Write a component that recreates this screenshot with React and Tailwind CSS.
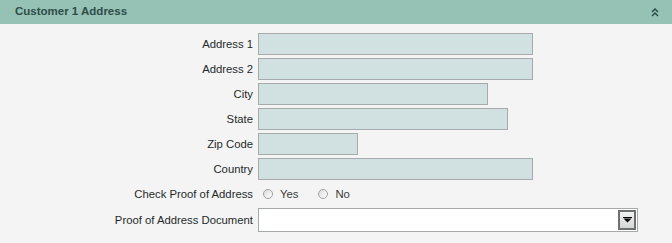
import React from 'react';

const FONT = { fontFamily: '"Liberation Sans", Arial, sans-serif' };

const fields = [
  { label: 'Address 1', w: 'w-[275px]' },
  { label: 'Address 2', w: 'w-[275px]' },
  { label: 'City', w: 'w-[230px]' },
  { label: 'State', w: 'w-[250px]' },
  { label: 'Zip Code', w: 'w-[100px]' },
  { label: 'Country', w: 'w-[275px]' },
];

function Radio({ label }) {
  return (
    <label className="flex items-center gap-[7px] text-[#3a3a3a]">
      <span className="w-[10px] h-[10px] rounded-full border border-[#a0a0a0] bg-gradient-to-br from-[#dcdcdc] to-[#ffffff]" />
      {label}
    </label>
  );
}

export default function App() {
  return (
    <div className="w-[672px] h-[243px] bg-[#f4f4f4] text-[11.3px] text-[#1f2b2b]" style={FONT}>
      {/* Header */}
      <div className="h-[24px] bg-[#96c2b6] flex items-center justify-between pl-[15px] pr-[13px]">
        <span className="font-bold text-[#2e4d48] text-[11.5px]">Customer 1 Address</span>
        <svg width="8" height="9" viewBox="0 0 8 9" fill="none" stroke="#2e4d48" strokeWidth="1.5">
          <path d="M1 4 L4 1 L7 4" />
          <path d="M1 8 L4 5 L7 8" />
        </svg>
      </div>

      <div className="grid grid-cols-[253px_1fr] gap-x-[5px] gap-y-[3px] pt-[9px]">
        {fields.map(f => (
          <React.Fragment key={f.label}>
            <div className="flex items-center justify-end h-[22px]">{f.label}</div>
            <div className={`h-[22px] ${f.w} bg-[#d1e0e0] border border-[#a7aaab]`} />
          </React.Fragment>
        ))}

        <div className="flex items-center justify-end h-[22px]">Check Proof of Address</div>
        <div className="flex items-center gap-[20px] pl-[5px] h-[22px]">
          <Radio label="Yes" />
          <Radio label="No" />
        </div>

        <div className="flex items-center justify-end h-[24px]">Proof of Address Document</div>
        <div className="h-[24px] w-[380px] bg-white border border-[#a7aaab] flex items-center justify-end pr-[1px]">
          <div className="w-[18px] h-[20px] border-2 border-[#6f6f6f] bg-gradient-to-b from-[#f2f2f2] to-[#d6d6d6] flex items-center justify-center">
            <svg width="9" height="6" viewBox="0 0 9 6">
              <rect x="0" y="0" width="9" height="1" fill="#000" />
              <path d="M0.5 1.5 L8.5 1.5 L4.5 5.5 Z" fill="#000" />
            </svg>
          </div>
        </div>
      </div>
    </div>
  );
}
################
§ Exercise
Transcribe all of the material exactly, leaving out whatever pictures it contains.

§ Written solution
Write a component that recreates this screenshot with React and Tailwind CSS.
import React from 'react';

const FONT = { fontFamily: '"Liberation Sans", Arial, sans-serif' };

const fields = [
  { label: 'Address 1', w: 'w-[275px]' },
  { label: 'Address 2', w: 'w-[275px]' },
  { label: 'City', w: 'w-[230px]' },
  { label: 'State', w: 'w-[250px]' },
  { label: 'Zip Code', w: 'w-[100px]' },
  { label: 'Country', w: 'w-[275px]' },
];

function Radio({ label }) {
  return (
    <label className="flex items-center gap-[7px] text-[#3a3a3a]">
      <span className="w-[10px] h-[10px] rounded-full border border-[#a0a0a0] bg-gradient-to-br from-[#dcdcdc] to-[#ffffff]" />
      {label}
    </label>
  );
}

export default function App() {
  return (
    <div className="w-[672px] h-[243px] bg-[#f4f4f4] text-[11.3px] text-[#1f2b2b]" style={FONT}>
      {/* Header */}
      <div className="h-[24px] bg-[#96c2b6] flex items-center justify-between pl-[15px] pr-[13px]">
        <span className="font-bold text-[#2e4d48] text-[11.5px]">Customer 1 Address</span>
        <svg width="8" height="9" viewBox="0 0 8 9" fill="none" stroke="#2e4d48" strokeWidth="1.5">
          <path d="M1 4 L4 1 L7 4" />
          <path d="M1 8 L4 5 L7 8" />
        </svg>
      </div>

      <div className="grid grid-cols-[253px_1fr] gap-x-[5px] gap-y-[3px] pt-[9px]">
        {fields.map(f => (
          <React.Fragment key={f.label}>
            <div className="flex items-center justify-end h-[22px]">{f.label}</div>
            <div className={`h-[22px] ${f.w} bg-[#d1e0e0] border border-[#a7aaab]`} />
          </React.Fragment>
        ))}

        <div className="flex items-center justify-end h-[22px]">Check Proof of Address</div>
        <div className="flex items-center gap-[20px] pl-[5px] h-[22px]">
          <Radio label="Yes" />
          <Radio label="No" />
        </div>

        <div className="flex items-center justify-end h-[24px]">Proof of Address Document</div>
        <div className="h-[24px] w-[380px] bg-white border border-[#a7aaab] flex items-center justify-end pr-[1px]">
          <div className="w-[18px] h-[20px] border-2 border-[#6f6f6f] bg-gradient-to-b from-[#f2f2f2] to-[#d6d6d6] flex items-center justify-center">
            <svg width="9" height="6" viewBox="0 0 9 6">
              <rect x="0" y="0" width="9" height="1" fill="#000" />
              <path d="M0.5 1.5 L8.5 1.5 L4.5 5.5 Z" fill="#000" />
            </svg>
          </div>
        </div>
      </div>
    </div>
  );
}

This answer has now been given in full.